D. Flocculation Kinetics

• Under extreme stress (1000 mM NaCl), ULC and low-density core-corona microgels aggregated rapidly (high slope in $\tau/\tau_B$ vs. time).
• HC microgels showed remarkable stability with the slowest aggregation kinetics, attributed to their larger initial size and homogeneous network preventing rapid collapse-induced aggregation.

E. Theoretical Model Fit

• FR vs. FRD: For non-functionalized pNIPAM, the Flory-Rehner and Flory-Rehner-Donnan models yielded identical results.

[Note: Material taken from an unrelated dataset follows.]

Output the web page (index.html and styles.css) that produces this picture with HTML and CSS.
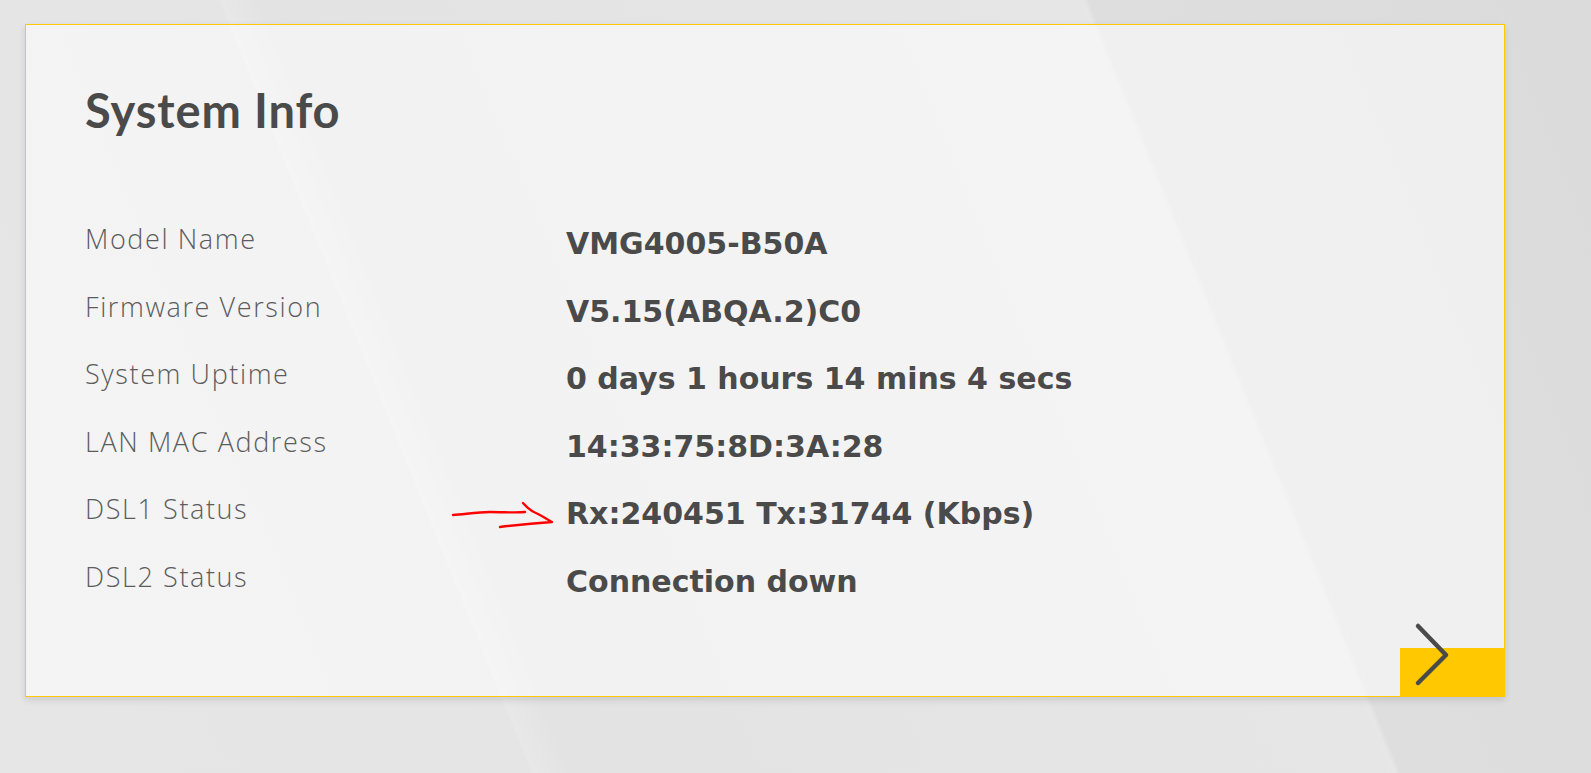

The Donnan term (osmotic pressure from counterions) was negligible because the charge density (from initiator residues) was too low to drive swelling significantly.
• Parameter Validity:
  • The extracted $N_{Seg}$ correlated inversely with crosslinker density, confirming physical consistency.
  • $\phi_0$ values ranged from 0.51 to 0.67, falling between debated literature values (0.44 vs. 0.8).
  • Limitation: The models failed to fit ULC data at 10 mM NaCl because the particles flocculated before reaching an equilibrium collapsed state, violating the mean-field assumption of an affine network.

5. Significance and Implications

• Design Guidelines: The study establishes that core-corona architecture is the superior template for applications requiring stability in complex ionic environments (e.g., wastewater treatment, drug delivery in physiological saline).
• Mechanistic Insight: It clarifies that while crosslinking density dictates the temperature of transition, the spatial distribution of crosslinks dictates the stability and reversibility of that transition in salt.
• Theoretical Correction: The findings suggest that for non-functionalized pNIPAM, the complex Donnan term is often unnecessary, and the classical Flory-Rehner model is sufficient provided the network possesses a robust elastic backbone (affine assumption holds).
• Application: These insights enable the rational design of "salt-tolerant" thermoresponsive colloids, moving beyond trial-and-error synthesis to architecture-driven engineering.